Become A Facilitator
The Trauma Healing Institute at American Bible Society is developing a network of facilitators who can be deployed to lead trauma healing sessions around the world.
In order to become a facilitator, a candidate must complete a competency-based assessment that will evaluate on the following competencies:
- Able to manage personal well-being.
- Able to work on a team.
- Able to help traumatized people (listening, confidentiality, and so on).
- Able to lead groups in a participatory way.
- Demonstrated understanding of the content.
The path to acquire these competencies is:
1. Determining Appropriateness
Demonstrate intention and availability to serve others.
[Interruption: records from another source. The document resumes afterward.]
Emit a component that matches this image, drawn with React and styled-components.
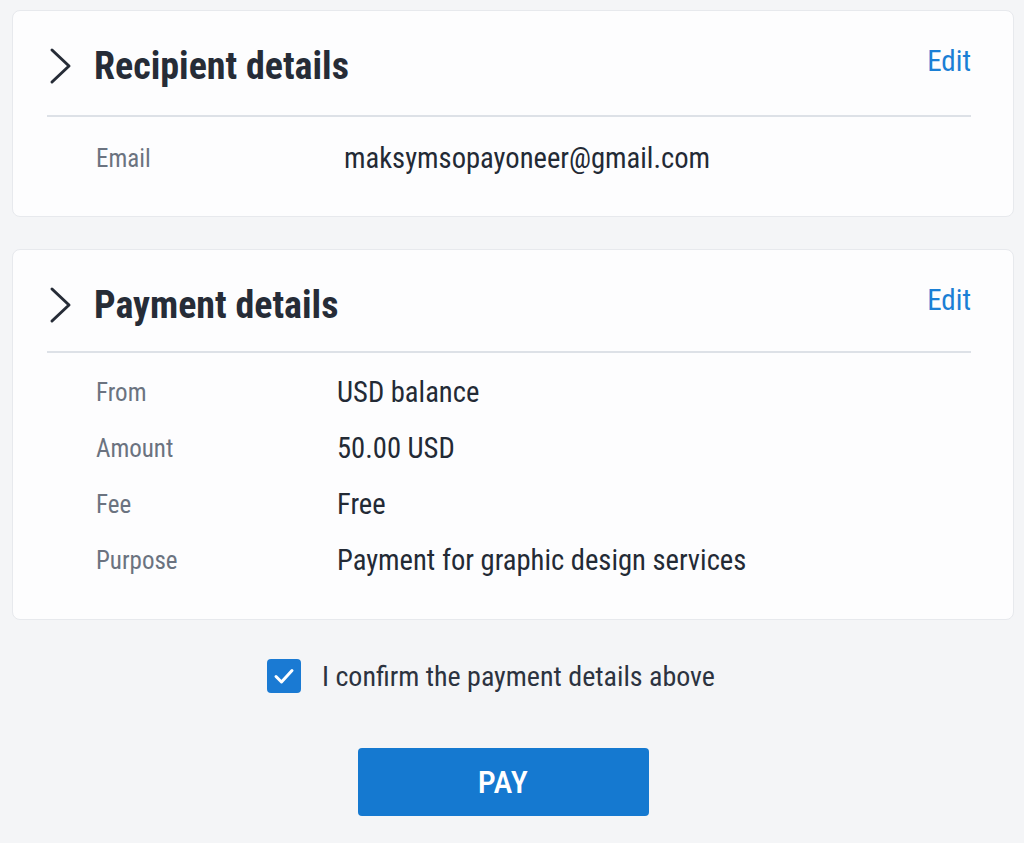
import React from "react";
import styled, { createGlobalStyle } from "styled-components";

const GlobalStyle = createGlobalStyle`
  html, body {
    margin: 0;
    padding: 0;
    background: #f4f5f7;
  }
  body {
    font-family: "Roboto Condensed", Roboto, "Liberation Sans", sans-serif;
    -webkit-font-smoothing: antialiased;
  }
`;

const Page = styled.div`
  width: 1024px;
  min-height: 843px;
  box-sizing: border-box;
  padding: 10px 10px 0 12px;
  display: flex;
  flex-direction: column;
  gap: 32px;
`;

const Card = styled.section`
  background: #fdfdfe;
  border: 1px solid #e7e9ed;
  border-radius: 8px;
  box-sizing: border-box;
  padding: 0 42px ${(p) => p.$bottom}px 34px;
`;

const Header = styled.div`
  display: flex;
  align-items: flex-start;
  justify-content: space-between;
  height: ${(p) => p.$height}px;
  border-bottom: 2px solid #dde1e7;
  box-sizing: border-box;
`;

const TitleGroup = styled.div`
  display: flex;
  align-items: center;
  gap: 21px;
  padding-top: 33px;
`;

const Chevron = styled.svg`
  width: 26px;
  height: 38px;
  flex: none;
`;

const Title = styled.h2`
  margin: 0;
  font-family: "Roboto Condensed", Roboto, sans-serif;
  font-weight: 700;
  font-size: 38px;
  line-height: 44px;
  color: #262c37;
`;

const EditLink = styled.a`
  font-family: "Roboto Condensed", Roboto, sans-serif;
  font-size: 29px;
  line-height: 34px;
  color: #1a7fd5;
  text-decoration: none;
  padding-top: 33px;
  cursor: pointer;
`;

const Rows = styled.div`
  padding-top: ${(p) => p.$top}px;
`;

const Row = styled.div`
  display: grid;
  grid-template-columns: ${(p) => p.$labelWidth}px 1fr;
  align-items: center;
  height: 56px;
  padding-left: 49px;
`;

const Label = styled.span`
  font-family: "Roboto Condensed", Roboto, sans-serif;
  font-size: 25px;
  color: #6b7380;
`;

const Value = styled.span`
  font-family: "Roboto Condensed", Roboto, sans-serif;
  font-size: 28.6px;
  color: #232a35;
`;

const ConfirmRow = styled.label`
  display: flex;
  align-items: center;
  justify-content: center;
  gap: 21px;
  margin-top: 7px;
  padding-right: 44px;
  cursor: pointer;
`;

const CheckBox = styled.span`
  width: 34px;
  height: 34px;
  border-radius: 4px;
  background: #1a7ad3;
  display: flex;
  align-items: center;
  justify-content: center;
  flex: none;
`;

const ConfirmText = styled.span`
  font-family: "Roboto Condensed", Roboto, sans-serif;
  font-size: 28px;
  color: #2c3340;
`;

const ButtonWrap = styled.div`
  display: flex;
  justify-content: center;
  padding-right: 20px;
  margin-top: 55px;
`;

const PayButton = styled.button`
  width: 291px;
  height: 68px;
  border: none;
  border-radius: 4px;
  background: #1579d0;
  color: #ffffff;
  font-family: "Roboto Condensed", Roboto, sans-serif;
  font-weight: 500;
  font-size: 32px;
  letter-spacing: 0.3px;
  cursor: pointer;
`;

const ChevronIcon = () => (
  <Chevron viewBox="0 0 26 38" aria-hidden="true">
    <polyline
      points="5,3 22,19 5,35"
      fill="none"
      stroke="#262c37"
      strokeWidth="3"
      strokeLinecap="round"
      strokeLinejoin="round"
    />
  </Chevron>
);

const Section = ({ title, rows, labelWidth, headerHeight, rowsTop, bottom }) => (
  <Card $bottom={bottom}>
    <Header $height={headerHeight}>
      <TitleGroup>
        <ChevronIcon />
        <Title>{title}</Title>
      </TitleGroup>
      <EditLink>Edit</EditLink>
    </Header>
    <Rows $top={rowsTop}>
      {rows.map(([label, value]) => (
        <Row key={label} $labelWidth={labelWidth}>
          <Label>{label}</Label>
          <Value>{value}</Value>
        </Row>
      ))}
    </Rows>
  </Card>
);

export default function App() {
  return (
    <>
      <GlobalStyle />
      <Page>
        <Section
          title="Recipient details"
          labelWidth={248}
          headerHeight={106}
          rowsTop={13}
          bottom={30}
          rows={[["Email", "maksymsopayoneer@gmail.com"]]}
        />
        <Section
          title="Payment details"
          labelWidth={241}
          headerHeight={103}
          rowsTop={11}
          bottom={31}
          rows={[
            ["From", "USD balance"],
            ["Amount", "50.00 USD"],
            ["Fee", "Free"],
            ["Purpose", "Payment for graphic design services"],
          ]}
        />
        <div>
          <ConfirmRow>
            <CheckBox>
              <svg width="24" height="24" viewBox="0 0 24 24" aria-hidden="true">
                <polyline
                  points="4,12.5 9.5,18 20,6.5"
                  fill="none"
                  stroke="#ffffff"
                  strokeWidth="3"
                  strokeLinecap="round"
                  strokeLinejoin="round"
                />
              </svg>
            </CheckBox>
            <ConfirmText>I confirm the payment details above</ConfirmText>
          </ConfirmRow>
          <ButtonWrap>
            <PayButton>PAY</PayButton>
          </ButtonWrap>
        </div>
      </Page>
    </>
  );
}
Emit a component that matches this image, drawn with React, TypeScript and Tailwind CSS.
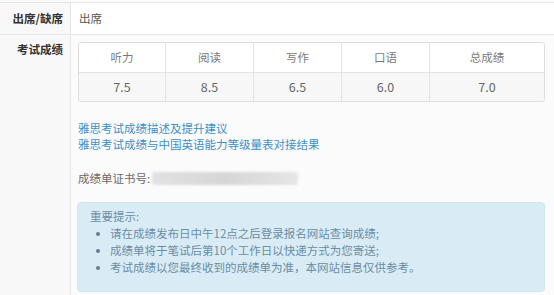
import React from "react";

const font = { fontFamily: '"Noto Sans CJK SC", "Noto Sans", sans-serif' };

export default function App() {
  const heads = ["听力", "阅读", "写作", "口语", "总成绩"];
  const vals = ["7.5", "8.5", "6.5", "6.0", "7.0"];
  const widths = ["w-[87px]", "w-[88px]", "w-[88px]", "w-[88px]", "flex-1"];
  return (
    <div className="w-[554px] h-[295px] bg-white overflow-hidden" style={font}>
      <div className="h-[2px] bg-[#fafafa]" />
      <div className="flex border-t border-[#e6e6e6] h-[32px]">
        <div className="w-[71px] bg-[#f8f8f8] border-r border-[#e6e6e6] flex items-center justify-end pr-[7px] text-[11.5px] font-bold text-[#333]">
          出席/缺席
        </div>
        <div className="flex-1 bg-white flex items-center pl-[8px] text-[11.5px] text-[#555]">出席</div>
      </div>
      <div className="flex border-t border-[#e6e6e6] h-[270px]">
        <div className="w-[71px] bg-[#f8f8f8] border-r border-[#e6e6e6] flex justify-end pr-[7px] pt-[6px] text-[11.5px] font-bold text-[#333] leading-[16px]">
          考试成绩
        </div>
        <div className="flex-1 bg-[#fbfbfb] pl-[7px] pr-[9px] pt-[7px]">
          <div className="border border-[#dedede] rounded-[3px] overflow-hidden">
            <div className="flex h-[30px] bg-white border-b border-[#e3e3e3]">
              {heads.map((h, i) => (
                <div
                  key={h}
                  className={`${widths[i]} ${i < 4 ? "border-r border-[#e3e3e3]" : ""} flex items-center justify-center text-[11.5px] text-[#7a7a7a]`}
                >
                  {h}
                </div>
              ))}
            </div>
            <div className="flex h-[28px] bg-[#f7f7f7]">
              {vals.map((v, i) => (
                <div
                  key={i}
                  className={`${widths[i]} ${i < 4 ? "border-r border-[#e3e3e3]" : ""} flex items-center justify-center text-[12.5px] text-[#666]`}
                >
                  {v}
                </div>
              ))}
            </div>
          </div>
          <div className="mt-[18px] text-[11.5px] leading-[16px] text-[#3d8fc6]">
            <div>雅思考试成绩描述及提升建议</div>
            <div>雅思考试成绩与中国英语能力等级量表对接结果</div>
          </div>
          <div className="mt-[18px] flex items-center text-[11.5px] leading-[16px] text-[#6a6a6a]">
            <span>成绩单证书号:</span>
            <div className="ml-[2px] w-[146px] h-[13px] rounded-[3px] bg-gradient-to-r from-[#e2e2e2] via-[#d6d6d6] to-[#e6e6e6] blur-[1px]" />
          </div>
          <div className="mt-[16px] -ml-[1px] bg-[#d9ecf6] border border-[#cfe6f1] rounded-[4px] pl-[12px] pt-[5px] pb-[15px] text-[11.5px] leading-[17px] text-[#6b8ca3]">
            <div>重要提示:</div>
            <ul className="pl-[6px]">
              {[
                "请在成绩发布日中午12点之后登录报名网站查询成绩;",
                "成绩单将于笔试后第10个工作日以快递方式为您寄送;",
                "考试成绩以您最终收到的成绩单为准，本网站信息仅供参考。",
              ].map((t) => (
                <li key={t} className="flex items-center">
                  <span className="w-[4px] h-[4px] rounded-full bg-[#5f7f96] mr-[10px] shrink-0" />
                  {t}
                </li>
              ))}
            </ul>
          </div>
        </div>
      </div>
    </div>
  );
}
2. Attend Equipping Session
The equipping session can be held as a five-day seminar or as a series of weekend sessions. During the session, participants are evaluated by a simple test to measure mastery of the content, a short practice teaching exercise, and an observation of the candidates interaction with others. At the end of the session the staff member will be given feedback on whether they should continue with the process and where their strengths and areas of improvement lie. Candidate will attend an initial equipping session, which will utilize the Healing the Wounds of Trauma to help participants:
- explore their own trauma and bring it to Christ for healing
- experience participatory learning
- learn basic biblical and mental health principles related to trauma care
- develop plans for using what they have learned in their community
- prepare reports on their activities
Participants return to their communities to apply what they have learned. Before coming to the advanced equipping session, they need to teach the five core lessons at least twice to groups of at least three people and send a report on their activities.
4. Advanced Equipping Session
The advanced equipping session focuses on consolidating the facilitator’s competencies in view of their practicum experience.
5. Certification and Deployment
At the end of the advanced session, participants are awarded a certificiate for participation. The certificate marks an important stage in the equipping process, but not the end of learning. Facilitators continue to increase their skills by leading equipping sessions, first as assistant staff alongside someone more experienced and, over time, as the main facilitator.
6. Community of Practice
Facilitators are encouraged to continue increasing their skills by connecting with a “community of practice”, that is, others working in trauma care. The goals of a community of practice are networking, problem-solving, professional development, strategizing and encouragement.